Price Matters: Why Valuable Green Products need to be Affordable
For as long as I’ve known of Whole Foods, I’ve heard people joke about their high prices by referring to the chain as “Whole Paycheck.” Although this jest was all too true for the average earner — only those in the upper-echelons of wealth could truly afford to do their grocery shopping there — Whole Foods enjoyed meteoric growth.
Traditionally, Whole Foods customers fell into the LOHAS [Lifestyles of Health and Sustainability] market demographic, which was characterized as an affluent but relatively small target market. Recently though, I heard a Whole Foods radio ad about the thousands of sale items they offer every day, asserting that they were now more budget-friendly than their “Whole Paycheck” reputation. So now, it seems, Whole Foods is positioning their brand to become more mainstream — which would entail getting away from the image of an upscale store that only offers prohibitively-priced goods. I’m glad to see such a move, as it brings a titan of a company more in-line with the new generation of green companies that are built to effect rapid change rather than leverage huge profits. Sustainability is a time sensitive matter; each and every plastic bag, water bottle, and razor cartridge that gets tossed has a concrete adverse impact on the environment, so it’s imperative that more companies prioritize sustainability over profit.
“You get what you pay for” is an idiom that’s thoroughly ingrained in us. With few exceptions, we see a product’s price as representative of the item’s usability, quality, and value. Since launching the Albatross SHAVES the World from Plastic campaign, one of our biggest challenges has been how people perceive our low prices. Seeing our safety razors at a price that significantly undercuts the competition can cause potential customers to think the proposition must be too good to be true. “If it’s as great as you say it is, why is it only $19.99?”. To clear the air: Albatross razors are of the same quality as shavers retailing upwards of $50. The reason for their low price is to make shaving with safety razors affordable and accessible — we’re more interested in stemming plastic waste than profiting from dishonestly high margins.

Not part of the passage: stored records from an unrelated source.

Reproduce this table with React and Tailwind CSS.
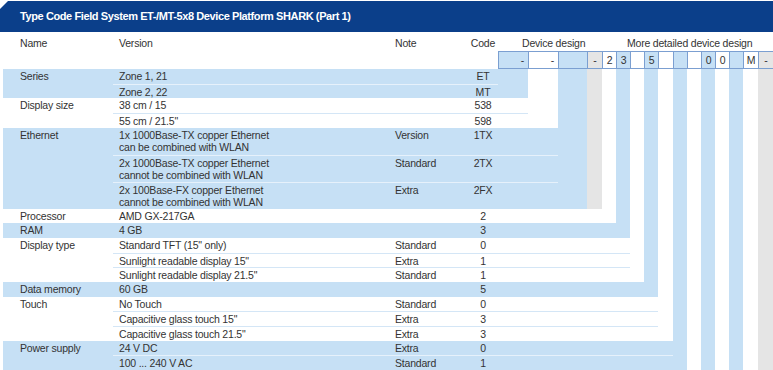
const BLUE = 'bg-[#c6e0f5]';
const WHITE = 'bg-white';
const GREY = 'bg-[#e5e5e5]';

// code columns, left to right (x 498 .. 773)
const COLS = [
  { w: 'w-[30px]', bg: BLUE, box: '-', right: true },
  { w: 'w-[30px]', bg: WHITE, box: '-', right: true },
  { w: 'w-[29px]', bg: BLUE, box: '' },
  { w: 'w-[15px]', bg: GREY, box: '-' },
  { w: 'w-[14px]', bg: WHITE, box: '2' },
  { w: 'w-[14px]', bg: BLUE, box: '3' },
  { w: 'w-[14px]', bg: WHITE, box: '' },
  { w: 'w-[14px]', bg: BLUE, box: '5' },
  { w: 'w-[15px]', bg: WHITE, box: '' },
  { w: 'w-[14px]', bg: BLUE, box: '' },
  { w: 'w-[14px]', bg: WHITE, box: '' },
  { w: 'w-[14px]', bg: BLUE, box: '0' },
  { w: 'w-[14px]', bg: WHITE, box: '0' },
  { w: 'w-[14px]', bg: BLUE, box: '' },
  { w: 'w-[15px]', bg: WHITE, box: 'M' },
  { w: 'w-[15px]', bg: GREY, box: '-' },
];

const BLUE_LINE = 'border-[#e6f1fb]';
const WHITE_LINE = 'border-[#d4e6f6]';

const GROUPS = [
  {
    name: 'Series', col: 1, bg: BLUE, line: BLUE_LINE,
    rows: [
      { v: 'Zone 1, 21', code: 'ET' },
      { v: 'Zone 2, 22', code: 'MT' },
    ],
  },
  {
    name: 'Display size', col: 2, bg: WHITE, line: WHITE_LINE,
    rows: [
      { v: '38 cm / 15', code: '538' },
      { v: '55 cm / 21.5"', code: '598' },
    ],
  },
  {
    name: 'Ethernet', col: 3, bg: BLUE, line: BLUE_LINE, tall: true,
    rows: [
      { v: '1x 1000Base-TX copper Ethernet', v2: 'can be combined with WLAN', note: 'Version', code: '1TX' },
      { v: '2x 1000Base-TX copper Ethernet', v2: 'cannot be combined with WLAN', note: 'Standard', code: '2TX' },
      { v: '2x 100Base-FX copper Ethernet', v2: 'cannot be combined with WLAN', note: 'Extra', code: '2FX' },
    ],
  },
  {
    name: 'Processor', col: 5, bg: WHITE, line: WHITE_LINE,
    rows: [{ v: 'AMD GX-217GA', code: '2' }],
  },
  {
    name: 'RAM', col: 6, bg: BLUE, line: BLUE_LINE,
    rows: [{ v: '4 GB', code: '3' }],
  },
  {
    name: 'Display type', col: 7, bg: WHITE, line: WHITE_LINE,
    rows: [
      { v: 'Standard TFT (15" only)', note: 'Standard', code: '0' },
      { v: 'Sunlight readable display 15"', note: 'Extra', code: '1' },
      { v: 'Sunlight readable display 21.5"', note: 'Standard', code: '1' },
    ],
  },
  {
    name: 'Data memory', col: 8, bg: BLUE, line: BLUE_LINE,
    rows: [{ v: '60 GB', code: '5' }],
  },
  {
    name: 'Touch', col: 9, bg: WHITE, line: WHITE_LINE,
    rows: [
      { v: 'No Touch', note: 'Standard', code: '0' },
      { v: 'Capacitive glass touch 15"', note: 'Extra', code: '3' },
      { v: 'Capacitive glass touch 21.5"', note: 'Extra', code: '3' },
    ],
  },
  {
    name: 'Power supply', col: 10, bg: BLUE, line: BLUE_LINE,
    rows: [
      { v: '24 V DC', note: 'Extra', code: '0' },
      { v: '100 ... 240 V AC', note: 'Standard', code: '1' },
    ],
  },
];

function Group({ g }) {
  const rowH = g.tall ? 'h-[27px] pt-[1px] leading-[12px]' : 'h-[14.67px] leading-[14.67px]';
  return (
    <div className="flex">
      <div className={`flex flex-1 ${g.bg}`}>
        <div className={`w-[110px] shrink-0 pl-[17px] ${g.tall ? 'pt-[1px] leading-[12px]' : 'leading-[14.67px]'}`}>
          {g.name}
        </div>
        <div className="flex flex-1 flex-col">
          {g.rows.map((r, i) => (
            <div key={i} className={`flex ${rowH} ${i ? `border-t ${g.line}` : ''}`}>
              <div className="w-[277px] shrink-0 pl-[6px]">
                {r.v}
                {r.v2 && <br />}
                {r.v2}
              </div>
              <div className="w-[78px] shrink-0 pl-[5px]">{r.note}</div>
              <div className="w-[30px] shrink-0 text-center">{r.code}</div>
            </div>
          ))}
        </div>
        <div className={`${COLS[g.col - 1].w} shrink-0`} />
      </div>
      {COLS.slice(g.col).map((c, i) => (
        <div key={i} className={`${c.w} shrink-0 ${c.bg}`} />
      ))}
    </div>
  );
}

export default function App() {
  return (
    <div
      className="w-[773px] h-[370px] overflow-hidden bg-white text-[10.5px] tracking-[-0.2px] text-[#333]"
      style={{ fontFamily: '"Liberation Sans", Arial, sans-serif' }}
    >
      {/* Title bar */}
      <div className="relative mt-[1px] flex h-[31px] items-center bg-[#0b3f8a] pl-[20px] text-[11px] font-bold tracking-[-0.4px] text-white">
        <div className="absolute left-0 top-0 h-0 w-0 border-r-[8px] border-t-[8px] border-r-transparent border-t-white" />
        Type Code Field System ET-/MT-5x8 Device Platform SHARK (Part 1)
      </div>

      {/* Column labels */}
      <div className="flex h-[19px] pl-[3px] leading-[22px]">
        <div className="w-[110px] shrink-0 pl-[17px]">Name</div>
        <div className="w-[277px] shrink-0 pl-[6px]">Version</div>
        <div className="w-[78px] shrink-0 pl-[5px]">Note</div>
        <div className="w-[30px] shrink-0 text-center">Code</div>
        <div className="w-[104px] shrink-0 whitespace-nowrap pl-[24px]">Device design</div>
        <div className="flex-1 whitespace-nowrap pl-[25px]">More detailed device design</div>
      </div>

      {/* Code boxes */}
      <div className="flex h-[18px]">
        <div className="w-[498px] shrink-0" />
        {COLS.map((c, i) => (
          <div
            key={i}
            className={`${c.w} ${c.bg} shrink-0 border-y border-l border-[#7b9fd1] leading-[16px] ${
              c.right ? 'pr-[4px] text-right' : 'text-center'
            }`}
          >
            {c.box}
          </div>
        ))}
      </div>

      {/* Rows */}
      <div className="pl-[3px]">
        {GROUPS.map((g) => (
          <Group key={g.name} g={g} />
        ))}
      </div>
    </div>
  );
}
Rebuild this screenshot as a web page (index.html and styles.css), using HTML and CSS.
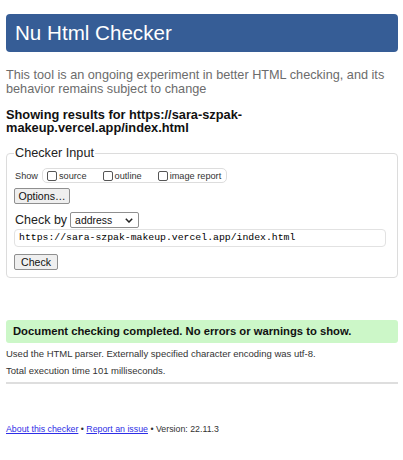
FILE: index.html
```html
<!DOCTYPE html>
<html>
<head>
<meta charset="utf-8">
<link rel="stylesheet" href="styles.css">
</head>
<body>
<h1 class="title">Nu Html Checker</h1>
<p class="intro">This tool is an ongoing experiment in better HTML checking, and its behavior remains subject to change</p>
<p class="showing">Showing results for https://sara-szpak-makeup.vercel.app/index.html</p>
<fieldset class="checker">
  <legend class="legend">Checker Input</legend>
  <div class="show-row">
    <span class="show-label">Show</span>
    <span class="show-box">
      <label class="opt"><span class="cb"></span>source</label>
      <label class="opt"><span class="cb"></span>outline</label>
      <label class="opt"><span class="cb"></span>image report</label>
    </span>
  </div>
  <div class="row options-row"><span class="btn btn-options">Options…</span></div>
  <div class="checkby">
    <span class="checkby-label">Check by</span>
    <span class="select">address<svg class="chev" width="8" height="5" viewBox="0 0 8 5"><path d="M0.8 0.8 L4 4 L7.2 0.8" fill="none" stroke="#222" stroke-width="1.5"/></svg></span>
  </div>
  <div class="url">https://sara-szpak-makeup.vercel.app/index.html</div>
  <div class="row check-row"><span class="btn btn-check">Check</span></div>
</fieldset>
<div class="success">Document checking completed. No errors or warnings to show.</div>
<p class="info first">Used the HTML parser. Externally specified character encoding was utf-8.</p>
<p class="info">Total execution time 101 milliseconds.</p>
<div class="rule"></div>
<p class="footer"><a class="link">About this checker</a> • <a class="link">Report an issue</a> • Version: 22.11.3</p>
</body>
</html>
```
FILE: styles.css
```css
html, body { background: #fff; }
body {
  margin: 0;
  padding: 14px 5px 0 6px;
  font-family: "Liberation Sans", Arial, sans-serif;
  color: #222;
}
.title {
  margin: 0;
  height: 38px;
  background: #365d96;
  border-radius: 4px;
  color: #fff;
  font-weight: normal;
  font-size: 20.6px;
  line-height: 38px;
  padding-left: 9px;
}
.intro {
  margin: 17px 0 0;
  font-size: 12.7px;
  line-height: 13.5px;
  color: #6c6c6c;
}
.showing {
  margin: 12px 0 0;
  font-size: 12.8px;
  line-height: 13px;
  font-weight: bold;
  color: #111;
}
.checker {
  margin: 12px 0 0;
  padding: 8px 7px 7px;
  border: 1px solid #dcdcdc;
  border-radius: 4px;
  min-width: 0;
}
.legend {
  padding: 0 1px;
  font-size: 12.7px;
  line-height: 14px;
  color: #222;
}
.show-row {
  display: flex;
  align-items: center;
  gap: 4px;
  padding-left: 1px;
  font-size: 9.2px;
  color: #333;
}
.show-box {
  display: flex;
  align-items: center;
  gap: 16px;
  border: 1px solid #ddd;
  border-radius: 5px;
  padding: 0 5px 0 4px;
  height: 13px;
}
.opt { display: flex; align-items: center; gap: 2px; font-size: 9.2px; }
.cb {
  display: inline-block;
  width: 8px;
  height: 8px;
  border: 1px solid #555;
  border-radius: 2px;
  background: #fff;
}
.row { display: flex; }
.options-row { margin-top: 5px; }
.check-row { margin-top: 7px; }
.btn {
  display: inline-flex;
  align-items: center;
  justify-content: center;
  box-sizing: border-box;
  height: 16px;
  font-size: 10.6px;
  background: #efefef;
  border: 1px solid #8f8f8f;
  border-radius: 2px;
  color: #111;
}
.btn-options { width: 56px; }
.btn-check { width: 44px; }
.checkby {
  display: flex;
  align-items: center;
  gap: 3px;
  margin-top: 8px;
  padding-left: 1px;
  font-size: 12.5px;
  color: #222;
}
.select {
  display: inline-flex;
  align-items: center;
  justify-content: space-between;
  box-sizing: border-box;
  width: 69px;
  height: 16px;
  padding: 0 5px 0 4px;
  border: 1px solid #8f8f8f;
  border-radius: 2px;
  font-size: 10.4px;
  color: #111;
}
.url {
  margin-top: 1px;
  box-sizing: border-box;
  height: 18px;
  line-height: 16px;
  border: 1px solid #e2e2e2;
  border-radius: 4px;
  padding-left: 4px;
  margin-right: 4px;
  font-family: "Liberation Mono", "DejaVu Sans Mono", monospace;
  font-size: 9.8px;
  color: #000;
}
.success {
  margin-top: 42px;
  height: 23px;
  line-height: 23px;
  background: #ccf7c8;
  border-radius: 3px;
  padding-left: 7px;
  font-weight: bold;
  font-size: 11.25px;
  color: #111;
}
.info {
  margin: 0;
  font-size: 9.5px;
  color: #333;
  line-height: 17px;
}
.info.first { margin-top: 2px; }
.rule {
  margin-top: 3px;
  height: 2px;
  background: #dedede;
}
.footer {
  margin: 40px 0 0;
  font-size: 8.8px;
  color: #333;
}
.link { color: #2e2ee6; text-decoration: underline; }
```
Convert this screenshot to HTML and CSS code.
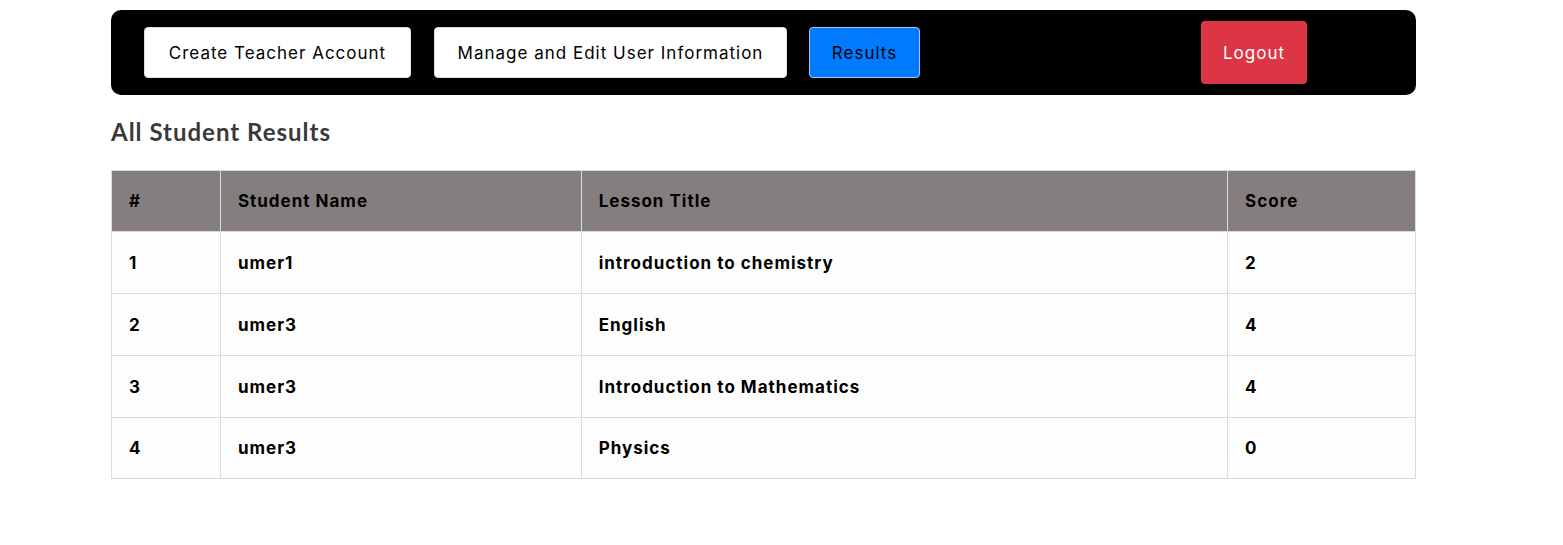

In essence: we’re completely content to make less money if it means expediting a reduction in plastic waste. This emphasis on global value is the new face of Green products and transforms the space into one that demands Valuable Green products. Valuable Green products must be accompanied by affordable prices, because the key rate-limiting factor in a product’s transformative power is the breadth of its adoption. Affordable products are accessible and can thus proliferate and effect change at a much faster rate. A great example of this is in Tesla’s electric vehicles. The Model S costs upwards of $130,000 and Tesla sold about 50,000 in all of 2015. Then, Tesla announced the ~$35,000 Model 3, which saw 180,000 pre-orders on the very first day.
Price matters. For green products to add value to society they must be affordable. They must diverge from the traditional approach in which every dime is squeezed from the proverbial orange. The trend is catching on though. As we enter the future, low prices for quality goods must become the norm as companies seek to act faithfully on visions that extend beyond business. Our goal is to make double edged safety razors mainstream in order to see our goal of plastic free shaving come to fruition. We see that the path to achieve this begins with a low price.